- **DATA EXTRACT**:
— START —
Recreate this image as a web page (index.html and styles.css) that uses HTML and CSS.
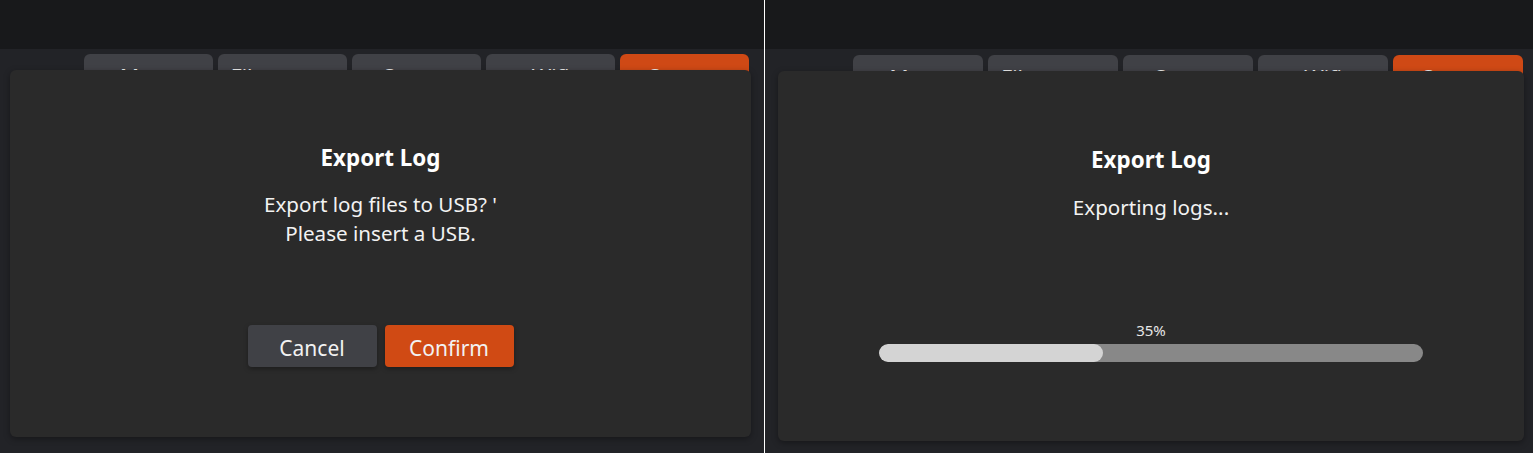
FILE: index.html
```html
<!DOCTYPE html>
<html lang="en">
<head>
<meta charset="utf-8">
<title>Export Log</title>
<link rel="stylesheet" href="styles.css">
</head>
<body>
<div class="screen">
  <section class="panel panel-left">
    <div class="topbar"></div>
    <nav class="tabs">
      <div class="tab">Menu</div>
      <div class="tab">File export</div>
      <div class="tab">Screen</div>
      <div class="tab">Wifi</div>
      <div class="tab tab-active">System</div>
    </nav>
    <div class="dialog">
      <h2 class="dialog-title">Export Log</h2>
      <p class="dialog-message">Export log files to USB? '<br>Please insert a USB.</p>
      <div class="dialog-actions">
        <button class="btn btn-cancel">Cancel</button>
        <button class="btn btn-confirm">Confirm</button>
      </div>
    </div>
  </section>
  <div class="divider"></div>
  <section class="panel panel-right">
    <div class="topbar"></div>
    <nav class="tabs">
      <div class="tab">Menu</div>
      <div class="tab">File export</div>
      <div class="tab">Screen</div>
      <div class="tab">Wifi</div>
      <div class="tab tab-active">System</div>
    </nav>
    <div class="dialog">
      <h2 class="dialog-title">Export Log</h2>
      <p class="dialog-message">Exporting logs...</p>
      <div class="progress">
        <div class="progress-label">35%</div>
        <div class="progress-track"><div class="progress-fill" style="width: 41.2%"></div></div>
      </div>
    </div>
  </section>
</div>
</body>
</html>
```
FILE: styles.css
```css
* { box-sizing: border-box; }
html, body { margin: 0; padding: 0; }
body {
  background: #222327;
  font-family: "Noto Sans", "Open Sans", sans-serif;
  color: #f2f2f2;
  width: 1533px;
  height: 453px;
  overflow: hidden;
}
.screen {
  display: flex;
  height: 453px;
}
.panel {
  position: relative;
  height: 453px;
  background: #222327;
  overflow: hidden;
}
.panel-left { width: 764px; }
.panel-right { width: 768px; }
.divider {
  width: 1px;
  background: #ffffff;
}
.topbar {
  height: 49px;
  background: #18191b;
}
.tabs {
  display: flex;
  justify-content: flex-end;
  gap: 5px;
  margin-top: 5px;
}
.panel-left .tabs { padding-right: 15px; }
.panel-right .tabs { padding-right: 10px; margin-top: 6px; }
.tab {
  width: 129px;
  height: 40px;
  background: #404146;
  border-radius: 6px 6px 0 0;
  font-size: 21px;
  line-height: 20px;
  padding-top: 13px;
  text-align: center;
  color: #eeeeee;
}
.panel-right .tab { width: 130px; }
.tab-active { background: #cf4915; }

.dialog {
  position: absolute;
  background: #2a2a2a;
  border-radius: 6px;
  box-shadow: 0 2px 6px rgba(0, 0, 0, 0.35);
  display: flex;
  flex-direction: column;
  align-items: center;
  text-align: center;
}
.panel-left .dialog {
  left: 10px;
  top: 70px;
  width: 741px;
  height: 367px;
  padding-top: 73px;
}
.panel-right .dialog {
  left: 13px;
  top: 71px;
  width: 746px;
  height: 370px;
  padding-top: 74px;
}
.dialog-title {
  margin: 0;
  font-size: 22.4px;
  line-height: 30px;
  font-weight: 700;
  color: #ffffff;
}
.dialog-message {
  margin: 17px 0 0;
  font-size: 20.6px;
  line-height: 29px;
  font-weight: 400;
  color: #f2f2f2;
}
.panel-right .dialog-message { margin-top: 18px; }
.dialog-actions {
  display: flex;
  gap: 8px;
  margin-top: 77px;
}
.btn {
  width: 129px;
  height: 42px;
  border: none;
  border-radius: 4px;
  font-family: inherit;
  font-size: 21px;
  line-height: 42px;
  padding: 2px 0 0;
  color: #f2f2f2;
  box-shadow: 0 2px 5px rgba(0, 0, 0, 0.3);
}
.btn-cancel { background: #404146; }
.btn-confirm { background: #d04a14; }

.progress {
  margin-top: 98px;
  width: 544px;
  display: flex;
  flex-direction: column;
  align-items: center;
}
.progress-label {
  font-size: 15px;
  line-height: 20px;
  color: #e6e6e6;
  margin-bottom: 4px;
}
.progress-track {
  width: 100%;
  height: 18px;
  border-radius: 9px;
  background: #888888;
  overflow: hidden;
}
.progress-fill {
  height: 100%;
  border-radius: 9px;
  background: #d4d4d4;
}
```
— END —
Images should not appear in the copy; retype the listing above exactly.

- **SOLUTION FOR THIS TASK**:
Recreate this image as a web page (index.html and styles.css) that uses HTML and CSS.
FILE: index.html
```html
<!DOCTYPE html>
<html lang="en">
<head>
<meta charset="utf-8">
<title>Export Log</title>
<link rel="stylesheet" href="styles.css">
</head>
<body>
<div class="screen">
  <section class="panel panel-left">
    <div class="topbar"></div>
    <nav class="tabs">
      <div class="tab">Menu</div>
      <div class="tab">File export</div>
      <div class="tab">Screen</div>
      <div class="tab">Wifi</div>
      <div class="tab tab-active">System</div>
    </nav>
    <div class="dialog">
      <h2 class="dialog-title">Export Log</h2>
      <p class="dialog-message">Export log files to USB? '<br>Please insert a USB.</p>
      <div class="dialog-actions">
        <button class="btn btn-cancel">Cancel</button>
        <button class="btn btn-confirm">Confirm</button>
      </div>
    </div>
  </section>
  <div class="divider"></div>
  <section class="panel panel-right">
    <div class="topbar"></div>
    <nav class="tabs">
      <div class="tab">Menu</div>
      <div class="tab">File export</div>
      <div class="tab">Screen</div>
      <div class="tab">Wifi</div>
      <div class="tab tab-active">System</div>
    </nav>
    <div class="dialog">
      <h2 class="dialog-title">Export Log</h2>
      <p class="dialog-message">Exporting logs...</p>
      <div class="progress">
        <div class="progress-label">35%</div>
        <div class="progress-track"><div class="progress-fill" style="width: 41.2%"></div></div>
      </div>
    </div>
  </section>
</div>
</body>
</html>
```
FILE: styles.css
```css
* { box-sizing: border-box; }
html, body { margin: 0; padding: 0; }
body {
  background: #222327;
  font-family: "Noto Sans", "Open Sans", sans-serif;
  color: #f2f2f2;
  width: 1533px;
  height: 453px;
  overflow: hidden;
}
.screen {
  display: flex;
  height: 453px;
}
.panel {
  position: relative;
  height: 453px;
  background: #222327;
  overflow: hidden;
}
.panel-left { width: 764px; }
.panel-right { width: 768px; }
.divider {
  width: 1px;
  background: #ffffff;
}
.topbar {
  height: 49px;
  background: #18191b;
}
.tabs {
  display: flex;
  justify-content: flex-end;
  gap: 5px;
  margin-top: 5px;
}
.panel-left .tabs { padding-right: 15px; }
.panel-right .tabs { padding-right: 10px; margin-top: 6px; }
.tab {
  width: 129px;
  height: 40px;
  background: #404146;
  border-radius: 6px 6px 0 0;
  font-size: 21px;
  line-height: 20px;
  padding-top: 13px;
  text-align: center;
  color: #eeeeee;
}
.panel-right .tab { width: 130px; }
.tab-active { background: #cf4915; }

.dialog {
  position: absolute;
  background: #2a2a2a;
  border-radius: 6px;
  box-shadow: 0 2px 6px rgba(0, 0, 0, 0.35);
  display: flex;
  flex-direction: column;
  align-items: center;
  text-align: center;
}
.panel-left .dialog {
  left: 10px;
  top: 70px;
  width: 741px;
  height: 367px;
  padding-top: 73px;
}
.panel-right .dialog {
  left: 13px;
  top: 71px;
  width: 746px;
  height: 370px;
  padding-top: 74px;
}
.dialog-title {
  margin: 0;
  font-size: 22.4px;
  line-height: 30px;
  font-weight: 700;
  color: #ffffff;
}
.dialog-message {
  margin: 17px 0 0;
  font-size: 20.6px;
  line-height: 29px;
  font-weight: 400;
  color: #f2f2f2;
}
.panel-right .dialog-message { margin-top: 18px; }
.dialog-actions {
  display: flex;
  gap: 8px;
  margin-top: 77px;
}
.btn {
  width: 129px;
  height: 42px;
  border: none;
  border-radius: 4px;
  font-family: inherit;
  font-size: 21px;
  line-height: 42px;
  padding: 2px 0 0;
  color: #f2f2f2;
  box-shadow: 0 2px 5px rgba(0, 0, 0, 0.3);
}
.btn-cancel { background: #404146; }
.btn-confirm { background: #d04a14; }

.progress {
  margin-top: 98px;
  width: 544px;
  display: flex;
  flex-direction: column;
  align-items: center;
}
.progress-label {
  font-size: 15px;
  line-height: 20px;
  color: #e6e6e6;
  margin-bottom: 4px;
}
.progress-track {
  width: 100%;
  height: 18px;
  border-radius: 9px;
  background: #888888;
  overflow: hidden;
}
.progress-fill {
  height: 100%;
  border-radius: 9px;
  background: #d4d4d4;
}
```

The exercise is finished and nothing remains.